The Authority referred to country information. On the basis of the evidence before the Authority, the Authority was not satisfied the applicant has a well-founded fear of persecution from the Taliban or Daesh or Sunni extremists for any of the reasons in s 5J(1)(a) of the Act now or in the reasonably foreseeable future if he returns to Kabul.
The Authority found the applicant does not meet the requirements of the definition of “refugee” in s 5H(1) of the Act. The Authority found the application does not meet the criteria under s 36(2)(a) of the Act.

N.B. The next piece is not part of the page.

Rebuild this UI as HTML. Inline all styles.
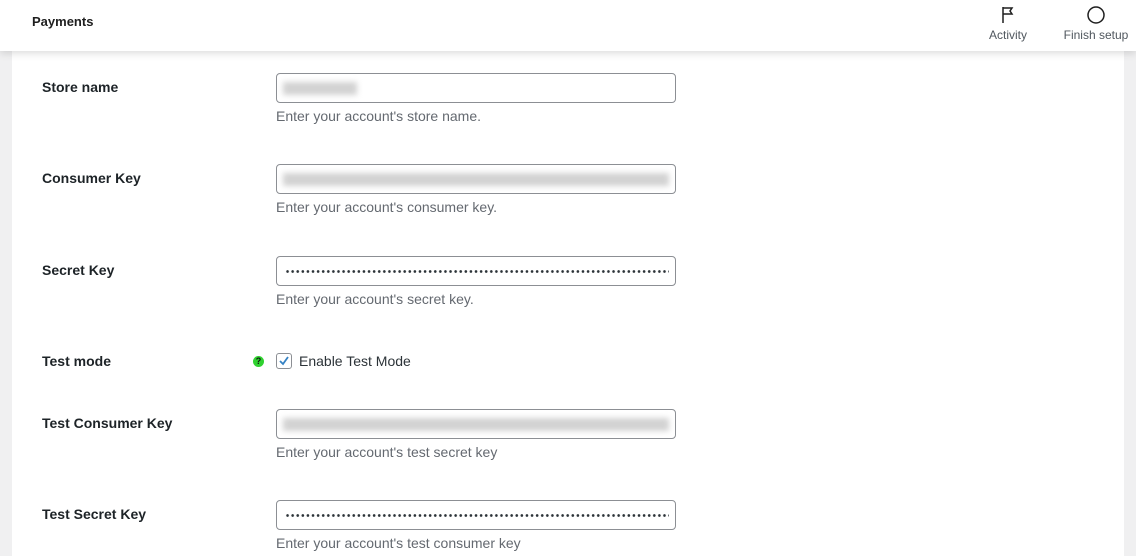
<!DOCTYPE html>
<html><head><style>
*{margin:0;padding:0;box-sizing:border-box}
body{width:1136px;height:556px;overflow:hidden;background:#f0f0f1;font-family:"Liberation Sans",sans-serif;position:relative}
.hdr{position:absolute;left:0;top:0;width:1136px;height:51px;background:#fff;box-shadow:0 2px 8px rgba(0,0,0,.15);z-index:2}
.hdr .t{position:absolute;left:32px;top:14px;font-size:13px;font-weight:bold;color:#1e1e1e}
.hi{position:absolute;top:5px;text-align:center;font-size:12px;color:#50575e;line-height:14px}
.card{position:absolute;left:12px;top:51px;width:1112px;height:505px;background:#fff}
.lbl{position:absolute;left:42px;font-size:14px;font-weight:bold;color:#1d2327}
.inp{position:absolute;left:276px;width:400px;height:30px;border:1px solid #8c8f94;border-radius:4px;background:#fff;overflow:hidden}
.blur{position:absolute;left:6px;top:8px;height:13px;background:#d2d2d2;filter:blur(3px)}
.dots{position:absolute;left:8px;top:12px;width:384px;height:5px;background:radial-gradient(circle,#2c3338 1.2px,transparent 1.5px);background-size:5.1px 5px}
.desc{position:absolute;left:276px;font-size:14px;color:#646970}
</style></head><body>
<div class="hdr"><div class="t">Payments</div>
<div class="hi" style="left:984px;width:48px"><svg width="20" height="20" viewBox="0 0 20 20"><path d="M5 2v16M5 3h9l-2 3 2 3H5" fill="none" stroke="#1e1e1e" stroke-width="1.5"/></svg><div>Activity</div></div>
<div class="hi" style="left:1058px;width:76px"><svg width="20" height="20" viewBox="0 0 20 20"><circle cx="10" cy="10" r="8" fill="none" stroke="#1e1e1e" stroke-width="1.5"/></svg><div>Finish setup</div></div>
</div>
<div class="card"></div>
<div class="lbl" style="top:79px">Store name</div>
<div class="inp" style="top:73px"><div class="blur" style="width:74px"></div></div>
<div class="desc" style="top:108px">Enter your account's store name.</div>
<div class="lbl" style="top:170px">Consumer Key</div>
<div class="inp" style="top:164px"><div class="blur" style="width:386px"></div></div>
<div class="desc" style="top:199px">Enter your account's consumer key.</div>
<div class="lbl" style="top:262px">Secret Key</div>
<div class="inp" style="top:256px"><div class="dots"></div></div>
<div class="desc" style="top:291px">Enter your account's secret key.</div>
<div class="lbl" style="top:353px">Test mode</div>
<div style="position:absolute;left:253px;top:356px;width:11px;height:11px;border-radius:50%;background:#2fd12f;color:#111;font-size:9px;font-weight:bold;text-align:center;line-height:11px">?</div>
<div style="position:absolute;left:276px;top:353px;width:16px;height:16px;border:1px solid #8c8f94;border-radius:3px;background:#fff"><svg width="14" height="14" viewBox="0 0 14 14"><path d="M3 7l3 3 5-7" fill="none" stroke="#3582c4" stroke-width="1.8"/></svg></div>
<div style="position:absolute;left:299px;top:353px;font-size:14px;color:#2c3338">Enable Test Mode</div>
<div class="lbl" style="top:415px">Test Consumer Key</div>
<div class="inp" style="top:409px"><div class="blur" style="width:386px"></div></div>
<div class="desc" style="top:444px">Enter your account's test secret key</div>
<div class="lbl" style="top:506px">Test Secret Key</div>
<div class="inp" style="top:500px"><div class="dots"></div></div>
<div class="desc" style="top:535px">Enter your account's test consumer key</div>
</body></html>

The Authority then turned to the requirements of complementary protection and set out the relevant law. The Authority expressly referred in that regard to s 36(2B) of the Act as well as s 36(2A) of the Act. The Authority referred to the finding that the applicant did not face a real chance of serious harm in Kabul and said for the same reasons, the Authority was not satisfied the applicant faces a real chance of significant harm Kabul.
The Authority identified that the Authority had to then consider whether it would be reasonable for the applicant to relocate to Kabul, in considering whether there was a real risk of the applicant suffering significant harm. The Authority referred to the evidence in respect to the applicant’s family all living in Kabul in a home in a particular neighbourhood. The Authority referred to the father working and the applicant believing his siblings were attending school.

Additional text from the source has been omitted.